◆ **Set task**: Transcribe every line exactly. Leave the pictures behind.

◆ **Stored data**:
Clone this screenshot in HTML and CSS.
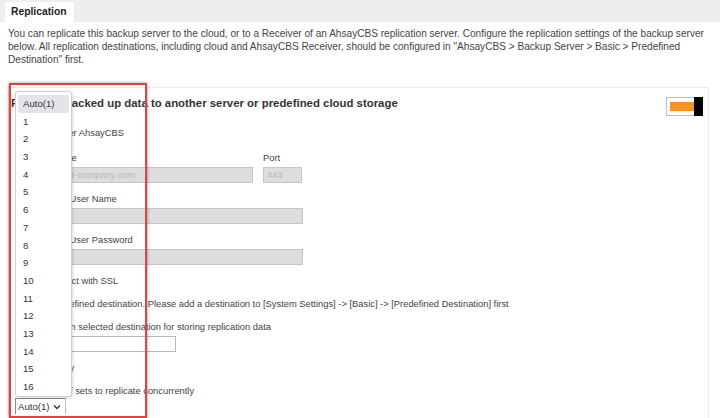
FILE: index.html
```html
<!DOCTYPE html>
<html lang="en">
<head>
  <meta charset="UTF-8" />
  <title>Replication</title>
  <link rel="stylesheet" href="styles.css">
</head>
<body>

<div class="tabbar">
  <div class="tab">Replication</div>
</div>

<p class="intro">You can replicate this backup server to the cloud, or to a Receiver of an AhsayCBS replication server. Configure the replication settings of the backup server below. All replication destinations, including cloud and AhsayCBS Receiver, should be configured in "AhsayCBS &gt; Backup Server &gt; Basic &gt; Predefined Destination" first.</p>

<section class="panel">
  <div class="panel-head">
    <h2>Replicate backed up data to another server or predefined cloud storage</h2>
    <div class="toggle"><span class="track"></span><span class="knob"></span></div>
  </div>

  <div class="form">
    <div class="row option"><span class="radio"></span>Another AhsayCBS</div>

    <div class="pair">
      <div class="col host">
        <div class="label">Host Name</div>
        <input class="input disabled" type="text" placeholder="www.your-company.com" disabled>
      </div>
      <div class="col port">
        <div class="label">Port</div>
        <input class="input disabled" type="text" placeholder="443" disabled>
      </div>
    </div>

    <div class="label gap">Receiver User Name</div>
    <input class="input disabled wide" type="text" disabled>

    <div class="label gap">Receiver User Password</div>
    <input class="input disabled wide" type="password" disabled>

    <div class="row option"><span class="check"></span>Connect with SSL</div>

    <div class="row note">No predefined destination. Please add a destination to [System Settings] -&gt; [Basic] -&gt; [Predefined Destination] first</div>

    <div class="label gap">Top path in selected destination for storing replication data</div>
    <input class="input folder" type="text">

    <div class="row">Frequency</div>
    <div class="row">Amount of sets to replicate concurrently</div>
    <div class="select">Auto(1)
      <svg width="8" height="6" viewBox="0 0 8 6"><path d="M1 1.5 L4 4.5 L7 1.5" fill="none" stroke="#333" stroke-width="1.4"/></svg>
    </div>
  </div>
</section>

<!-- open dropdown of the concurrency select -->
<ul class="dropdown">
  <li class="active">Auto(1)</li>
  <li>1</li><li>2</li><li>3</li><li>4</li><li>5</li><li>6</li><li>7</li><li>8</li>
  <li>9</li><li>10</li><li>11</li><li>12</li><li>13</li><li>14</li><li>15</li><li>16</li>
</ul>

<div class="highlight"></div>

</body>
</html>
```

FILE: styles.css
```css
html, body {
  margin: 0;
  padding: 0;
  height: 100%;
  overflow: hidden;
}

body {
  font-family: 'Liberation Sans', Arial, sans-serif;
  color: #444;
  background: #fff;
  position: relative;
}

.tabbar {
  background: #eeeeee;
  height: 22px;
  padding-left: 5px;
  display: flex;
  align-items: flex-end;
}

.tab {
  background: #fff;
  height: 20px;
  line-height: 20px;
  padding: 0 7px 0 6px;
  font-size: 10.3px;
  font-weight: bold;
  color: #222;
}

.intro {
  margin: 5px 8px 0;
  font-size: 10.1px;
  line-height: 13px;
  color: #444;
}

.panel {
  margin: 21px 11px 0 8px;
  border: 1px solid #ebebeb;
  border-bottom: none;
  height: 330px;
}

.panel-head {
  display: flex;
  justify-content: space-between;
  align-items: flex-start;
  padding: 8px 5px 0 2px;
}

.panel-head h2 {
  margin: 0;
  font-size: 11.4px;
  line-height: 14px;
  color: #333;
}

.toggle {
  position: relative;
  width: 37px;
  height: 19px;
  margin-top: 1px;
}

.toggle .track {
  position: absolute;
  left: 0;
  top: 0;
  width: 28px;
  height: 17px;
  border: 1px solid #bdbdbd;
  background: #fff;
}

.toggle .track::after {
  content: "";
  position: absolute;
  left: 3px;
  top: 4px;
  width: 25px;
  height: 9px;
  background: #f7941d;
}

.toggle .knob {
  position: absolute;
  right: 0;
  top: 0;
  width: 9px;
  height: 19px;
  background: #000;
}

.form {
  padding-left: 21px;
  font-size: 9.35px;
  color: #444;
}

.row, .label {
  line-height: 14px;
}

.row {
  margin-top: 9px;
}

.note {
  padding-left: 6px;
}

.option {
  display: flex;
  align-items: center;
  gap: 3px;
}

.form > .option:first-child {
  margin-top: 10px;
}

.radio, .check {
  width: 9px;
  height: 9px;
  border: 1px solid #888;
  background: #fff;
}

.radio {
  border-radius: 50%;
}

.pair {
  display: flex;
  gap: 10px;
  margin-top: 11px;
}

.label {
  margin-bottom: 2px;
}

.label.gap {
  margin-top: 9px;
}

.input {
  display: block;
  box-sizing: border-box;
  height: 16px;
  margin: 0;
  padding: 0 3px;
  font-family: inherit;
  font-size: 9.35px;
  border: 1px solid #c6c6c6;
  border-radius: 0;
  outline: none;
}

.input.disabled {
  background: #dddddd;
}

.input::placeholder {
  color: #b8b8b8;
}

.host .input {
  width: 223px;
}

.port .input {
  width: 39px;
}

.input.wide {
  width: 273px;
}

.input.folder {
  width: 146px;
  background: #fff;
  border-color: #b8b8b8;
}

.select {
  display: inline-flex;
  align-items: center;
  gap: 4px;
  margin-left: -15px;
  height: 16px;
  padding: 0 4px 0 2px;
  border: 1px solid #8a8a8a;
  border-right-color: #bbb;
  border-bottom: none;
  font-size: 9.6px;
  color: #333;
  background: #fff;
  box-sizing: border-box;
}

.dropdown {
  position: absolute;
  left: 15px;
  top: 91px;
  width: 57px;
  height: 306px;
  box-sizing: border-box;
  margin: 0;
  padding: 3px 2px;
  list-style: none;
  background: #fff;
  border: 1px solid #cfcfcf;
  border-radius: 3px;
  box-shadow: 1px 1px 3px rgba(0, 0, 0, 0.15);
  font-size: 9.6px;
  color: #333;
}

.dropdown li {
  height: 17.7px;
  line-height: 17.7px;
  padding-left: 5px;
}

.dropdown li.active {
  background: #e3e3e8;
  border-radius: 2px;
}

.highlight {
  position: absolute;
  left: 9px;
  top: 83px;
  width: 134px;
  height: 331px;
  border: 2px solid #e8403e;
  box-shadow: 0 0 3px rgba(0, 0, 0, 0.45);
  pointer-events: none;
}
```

◆ **Answer below**:
Clone this screenshot in HTML and CSS.
FILE: index.html
```html
<!DOCTYPE html>
<html lang="en">
<head>
  <meta charset="UTF-8" />
  <title>Replication</title>
  <link rel="stylesheet" href="styles.css">
</head>
<body>

<div class="tabbar">
  <div class="tab">Replication</div>
</div>

<p class="intro">You can replicate this backup server to the cloud, or to a Receiver of an AhsayCBS replication server. Configure the replication settings of the backup server below. All replication destinations, including cloud and AhsayCBS Receiver, should be configured in "AhsayCBS &gt; Backup Server &gt; Basic &gt; Predefined Destination" first.</p>

<section class="panel">
  <div class="panel-head">
    <h2>Replicate backed up data to another server or predefined cloud storage</h2>
    <div class="toggle"><span class="track"></span><span class="knob"></span></div>
  </div>

  <div class="form">
    <div class="row option"><span class="radio"></span>Another AhsayCBS</div>

    <div class="pair">
      <div class="col host">
        <div class="label">Host Name</div>
        <input class="input disabled" type="text" placeholder="www.your-company.com" disabled>
      </div>
      <div class="col port">
        <div class="label">Port</div>
        <input class="input disabled" type="text" placeholder="443" disabled>
      </div>
    </div>

    <div class="label gap">Receiver User Name</div>
    <input class="input disabled wide" type="text" disabled>

    <div class="label gap">Receiver User Password</div>
    <input class="input disabled wide" type="password" disabled>

    <div class="row option"><span class="check"></span>Connect with SSL</div>

    <div class="row note">No predefined destination. Please add a destination to [System Settings] -&gt; [Basic] -&gt; [Predefined Destination] first</div>

    <div class="label gap">Top path in selected destination for storing replication data</div>
    <input class="input folder" type="text">

    <div class="row">Frequency</div>
    <div class="row">Amount of sets to replicate concurrently</div>
    <div class="select">Auto(1)
      <svg width="8" height="6" viewBox="0 0 8 6"><path d="M1 1.5 L4 4.5 L7 1.5" fill="none" stroke="#333" stroke-width="1.4"/></svg>
    </div>
  </div>
</section>

<!-- open dropdown of the concurrency select -->
<ul class="dropdown">
  <li class="active">Auto(1)</li>
  <li>1</li><li>2</li><li>3</li><li>4</li><li>5</li><li>6</li><li>7</li><li>8</li>
  <li>9</li><li>10</li><li>11</li><li>12</li><li>13</li><li>14</li><li>15</li><li>16</li>
</ul>

<div class="highlight"></div>

</body>
</html>
```

FILE: styles.css
```css
html, body {
  margin: 0;
  padding: 0;
  height: 100%;
  overflow: hidden;
}

body {
  font-family: 'Liberation Sans', Arial, sans-serif;
  color: #444;
  background: #fff;
  position: relative;
}

.tabbar {
  background: #eeeeee;
  height: 22px;
  padding-left: 5px;
  display: flex;
  align-items: flex-end;
}

.tab {
  background: #fff;
  height: 20px;
  line-height: 20px;
  padding: 0 7px 0 6px;
  font-size: 10.3px;
  font-weight: bold;
  color: #222;
}

.intro {
  margin: 5px 8px 0;
  font-size: 10.1px;
  line-height: 13px;
  color: #444;
}

.panel {
  margin: 21px 11px 0 8px;
  border: 1px solid #ebebeb;
  border-bottom: none;
  height: 330px;
}

.panel-head {
  display: flex;
  justify-content: space-between;
  align-items: flex-start;
  padding: 8px 5px 0 2px;
}

.panel-head h2 {
  margin: 0;
  font-size: 11.4px;
  line-height: 14px;
  color: #333;
}

.toggle {
  position: relative;
  width: 37px;
  height: 19px;
  margin-top: 1px;
}

.toggle .track {
  position: absolute;
  left: 0;
  top: 0;
  width: 28px;
  height: 17px;
  border: 1px solid #bdbdbd;
  background: #fff;
}

.toggle .track::after {
  content: "";
  position: absolute;
  left: 3px;
  top: 4px;
  width: 25px;
  height: 9px;
  background: #f7941d;
}

.toggle .knob {
  position: absolute;
  right: 0;
  top: 0;
  width: 9px;
  height: 19px;
  background: #000;
}

.form {
  padding-left: 21px;
  font-size: 9.35px;
  color: #444;
}

.row, .label {
  line-height: 14px;
}

.row {
  margin-top: 9px;
}

.note {
  padding-left: 6px;
}

.option {
  display: flex;
  align-items: center;
  gap: 3px;
}

.form > .option:first-child {
  margin-top: 10px;
}

.radio, .check {
  width: 9px;
  height: 9px;
  border: 1px solid #888;
  background: #fff;
}

.radio {
  border-radius: 50%;
}

.pair {
  display: flex;
  gap: 10px;
  margin-top: 11px;
}

.label {
  margin-bottom: 2px;
}

.label.gap {
  margin-top: 9px;
}

.input {
  display: block;
  box-sizing: border-box;
  height: 16px;
  margin: 0;
  padding: 0 3px;
  font-family: inherit;
  font-size: 9.35px;
  border: 1px solid #c6c6c6;
  border-radius: 0;
  outline: none;
}

.input.disabled {
  background: #dddddd;
}

.input::placeholder {
  color: #b8b8b8;
}

.host .input {
  width: 223px;
}

.port .input {
  width: 39px;
}

.input.wide {
  width: 273px;
}

.input.folder {
  width: 146px;
  background: #fff;
  border-color: #b8b8b8;
}

.select {
  display: inline-flex;
  align-items: center;
  gap: 4px;
  margin-left: -15px;
  height: 16px;
  padding: 0 4px 0 2px;
  border: 1px solid #8a8a8a;
  border-right-color: #bbb;
  border-bottom: none;
  font-size: 9.6px;
  color: #333;
  background: #fff;
  box-sizing: border-box;
}

.dropdown {
  position: absolute;
  left: 15px;
  top: 91px;
  width: 57px;
  height: 306px;
  box-sizing: border-box;
  margin: 0;
  padding: 3px 2px;
  list-style: none;
  background: #fff;
  border: 1px solid #cfcfcf;
  border-radius: 3px;
  box-shadow: 1px 1px 3px rgba(0, 0, 0, 0.15);
  font-size: 9.6px;
  color: #333;
}

.dropdown li {
  height: 17.7px;
  line-height: 17.7px;
  padding-left: 5px;
}

.dropdown li.active {
  background: #e3e3e8;
  border-radius: 2px;
}

.highlight {
  position: absolute;
  left: 9px;
  top: 83px;
  width: 134px;
  height: 331px;
  border: 2px solid #e8403e;
  box-shadow: 0 0 3px rgba(0, 0, 0, 0.45);
  pointer-events: none;
}
```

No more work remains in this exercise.